A bench of Justice Singhvi and Justice Sudhanshu Jyoti Mukhopadhaya examined whether Supreme Court judgments can be reviewed. (Haryana State Industrial Development Corporation Ltd. v. Mawasi& Ors. Etc. Etc.)
In this case, the earlier review petitions were not entertained as the petitioner had not placed any material to substantiate his assertions and the documents produced in the present reviewin the court’s opinion neither singularly nor collectively support the petitioner’s plea.
The bench held that the power of review is a creature of the statute and no court or quasi-judicial body or administrative authority can review a Supreme Court judgment or order or decision unless it is legally empowered to do so.
The impact of this is self-evident. It holds the Supreme Court is absolute when it comes to reviews.
A bench led by Justice Singhvi ruled on a criminal case involving a juvenile accused of rape. The accused was deemed not a juvenile and ordered to appear before the trial court as an adult. (Om Prakash vs. State of Rajasthan)
The court went on to lay down the procedure to be followed when the age of juvenile is difficult to be determined. The bench held that the age of the accused could not be proved merely on the basis of school record.
In a situation when the school record itself is not free from ambiguity, medical opinion cannot be allowed to be overlooked or treated to be of no consequence. Opinion of medical experts based on x-ray and ossification test of the accused will have to be given precedence over the shaky evidence based on school records, and a plea of circumstantial inference based on a story set up by the father of the accused.

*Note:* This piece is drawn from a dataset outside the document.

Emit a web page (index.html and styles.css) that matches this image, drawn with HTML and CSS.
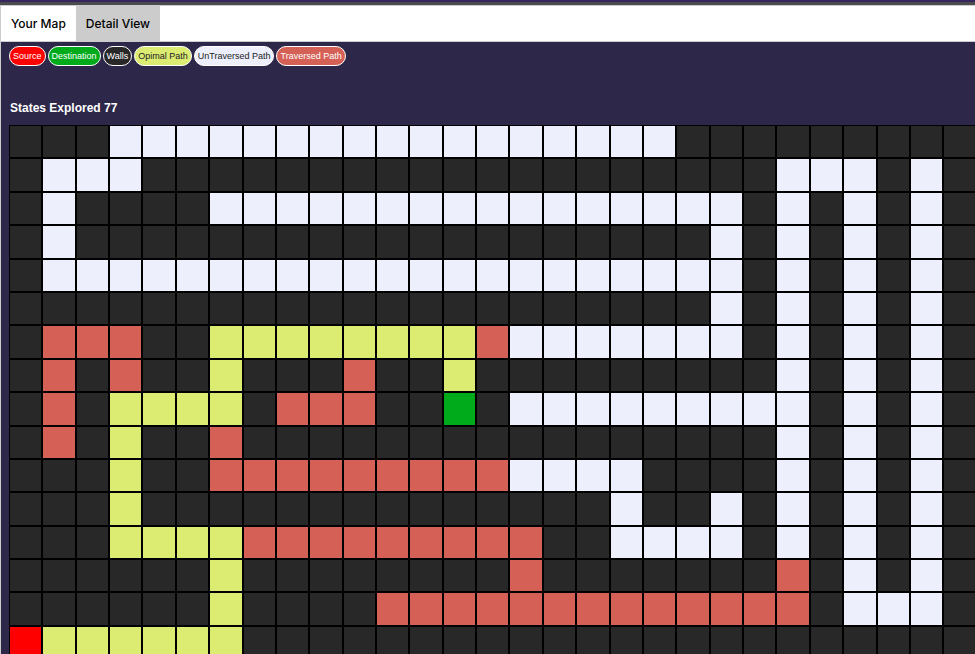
FILE: index.html
```html
<!DOCTYPE html>
<html lang="en">
<head>
<meta charset="utf-8">
<title>Detail View</title>
<link rel="stylesheet" href="styles.css">
</head>
<body>
<header class="topbar"></header>
<main class="panel">
  <nav class="tabs">
    <button class="tab" type="button">Your Map</button>
    <button class="tab tab-active" type="button">Detail View</button>
  </nav>
  <section class="content">
    <ul class="legend">
      <li class="chip source">Source</li>
      <li class="chip destination">Destination</li>
      <li class="chip wall">Walls</li>
      <li class="chip optimal">Opimal Path</li>
      <li class="chip untraversed">UnTraversed Path</li>
      <li class="chip traversed">Traversed Path</li>
    </ul>
    <h1 class="states">States Explored 77</h1>
    <div class="maze" id="maze"></div>
  </section>
</main>
<script src="maze.js"></script>
</body>
</html>
```
FILE: styles.css
```css
* { box-sizing: border-box; }

body {
  margin: 0;
  height: 100vh;
  display: flex;
  flex-direction: column;
  overflow: hidden;
  background: #2d2849;
  font-family: "Liberation Sans", Arial, sans-serif;
}

.topbar {
  flex: none;
  height: 5px;
  background: #35265f;
  border-bottom: 3px solid #4b4b4b;
}

.panel {
  flex: 1;
  min-height: 0;
  overflow: hidden;
  border-left: 1px solid #cccccc;
}

.tabs {
  display: flex;
  height: 37px;
  background: #ffffff;
  border-top: 1px solid #cccccc;
  border-bottom: 1px solid #cccccc;
}

.tab {
  border: 0;
  padding: 0 10px;
  background: transparent;
  color: #000000;
  font: 500 12px/35px Inter, sans-serif;
}

.tab-active { background: #cccccc; }

.content { padding: 4px 8px 0; }

.legend {
  display: flex;
  gap: 2px;
  margin: 0;
  padding: 0;
  list-style: none;
}

.chip {
  padding: 0 3px;
  border: 1px solid #ffffff;
  border-radius: 10px;
  color: #ffffff;
  font-size: 9px;
  line-height: 18px;
  white-space: nowrap;
}

.states {
  margin: 34px 1px 8px;
  color: #ffffff;
  font-size: 12px;
  line-height: 17px;
}

.maze {
  display: grid;
  grid-template-columns: repeat(30, 1fr);
  grid-template-rows: repeat(18, 1fr);
  width: 1001px;
  height: 601px;
}

.cell { border: 1px solid #000000; }

.source { background: #ff0000; }
.destination { background: #00ab1b; }
.wall { background: #282828; }
.optimal { background: #dceb72; }
.untraversed { background: #edeffd; }
.traversed { background: #d56156; }

.chip.optimal,
.chip.untraversed { color: #222222; }
```
FILE: maze.js
```js
const COLUMNS = 30;
const ROWS = 18;
const KINDS = {
  S: "source",
  D: "destination",
  o: "optimal",
  u: "untraversed",
  t: "traversed"
};

// Each row lists runs of open cells: [kind, first column, last column].
const runs = [
  [["u", 3, 19]],
  [["u", 1, 3], ["u", 23, 25], ["u", 27, 27]],
  [["u", 1, 1], ["u", 6, 21], ["u", 23, 23], ["u", 25, 25], ["u", 27, 27]],
  [["u", 1, 1], ["u", 21, 21], ["u", 23, 23], ["u", 25, 25], ["u", 27, 27]],
  [["u", 1, 21], ["u", 23, 23], ["u", 25, 25], ["u", 27, 27]],
  [["u", 21, 21], ["u", 23, 23], ["u", 25, 25], ["u", 27, 27]],
  [["t", 1, 3], ["o", 6, 13], ["t", 14, 14], ["u", 15, 21], ["u", 23, 23], ["u", 25, 25], ["u", 27, 27]],
  [["t", 1, 1], ["t", 3, 3], ["o", 6, 6], ["t", 10, 10], ["o", 13, 13], ["u", 23, 23], ["u", 25, 25], ["u", 27, 27]],
  [["t", 1, 1], ["o", 3, 6], ["t", 8, 10], ["D", 13, 13], ["u", 15, 23], ["u", 25, 25], ["u", 27, 27]],
  [["t", 1, 1], ["o", 3, 3], ["t", 6, 6], ["u", 23, 23], ["u", 25, 25], ["u", 27, 27]],
  [["o", 3, 3], ["t", 6, 14], ["u", 15, 18], ["u", 23, 23], ["u", 25, 25], ["u", 27, 27]],
  [["o", 3, 3], ["u", 18, 18], ["u", 21, 21], ["u", 23, 23], ["u", 25, 25], ["u", 27, 27]],
  [["o", 3, 6], ["t", 7, 15], ["u", 18, 21], ["u", 23, 23], ["u", 25, 25], ["u", 27, 27]],
  [["o", 6, 6], ["t", 15, 15], ["t", 23, 23], ["u", 25, 25], ["u", 27, 27]],
  [["o", 6, 6], ["t", 11, 23], ["u", 25, 27]],
  [["S", 0, 0], ["o", 1, 6]]
];

const maze = document.getElementById("maze");
for (let row = 0; row < ROWS; row++) {
  for (let column = 0; column < COLUMNS; column++) {
    const run = (runs[row] || []).find(([, first, last]) => column >= first && column <= last);
    const cell = document.createElement("div");
    cell.className = "cell " + (run ? KINDS[run[0]] : "wall");
    maze.append(cell);
  }
}
```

The impact of this is that just one document, or a school record in this case, cannot necessarily be the final say when it comes to the age of a juvenile. In the context of several recent cases where the age is suspect, this is important.
A bench headed by Justice Singhvi delivered another important verdict in cases of family law and inheritance in the form of the Mahesh Kumar case.
The bench ruled that execution of a will by the father in favour of his son for taking care of him and his wife during their old age, excluding other sons or daughters, on the ground that they had neglected him during his last days will not draw an inference of suspicion or invalidate the will.
The bench also held that any person of ordinary prudence would have adopted the same course, and would not have given anything to ungrateful children from his/her share in the property.
The impact could be that it improves the rights of elderly parents who are neglected by their children.
This was the real big verdict from Justice Singhvi that shook the Government and the corporate sector in the country. In the famous 2G spectrum case, a SC bench of Justice Singhvi and Justice AK Ganguly quashed 122 2G telecom spectrum licences granted in 2008 during the tenure of Communications Minister A Raja. The allocation was deemed “unconstitutional” and “arbitrary”.
The bench went on to impose fines of up to Rs 5 crore on some telecom companies, and ordered the Government to decide fresh norms for issuing licences within four months of the date of judgment.
The 2G ruling continues to create impact. The opposition parties claim that the Joint Parliamentary Committee report on the issue has been altered. The ruling lead to the exit of global telecom companies from India, and the Government was forced to re-work spectrum pricing.
Another landmark judgment by a bench led by Justice Singhvi, which reaffirmed a landowner’s right to property under the Constitution of India (Darshan Lal Nagpal (Dead) By L.RS.V. Government of NCT of Delhi and Others.)
The bench also held that greatdegree of care must be taken by the state in exercising its power of compulsory acquisition of land under the Land Acquisition Act as it deprives the owner of his constitutional right of right to property.
The impact is that Government/s are already looking at making the acquisition process land owner-friendly. In fact, President Pranab Mukherjee has approved a new Land Acquisition Bill that replaces the archaic act of 1894 governing acquisitions and is likely to come into force from 1 January, 2014.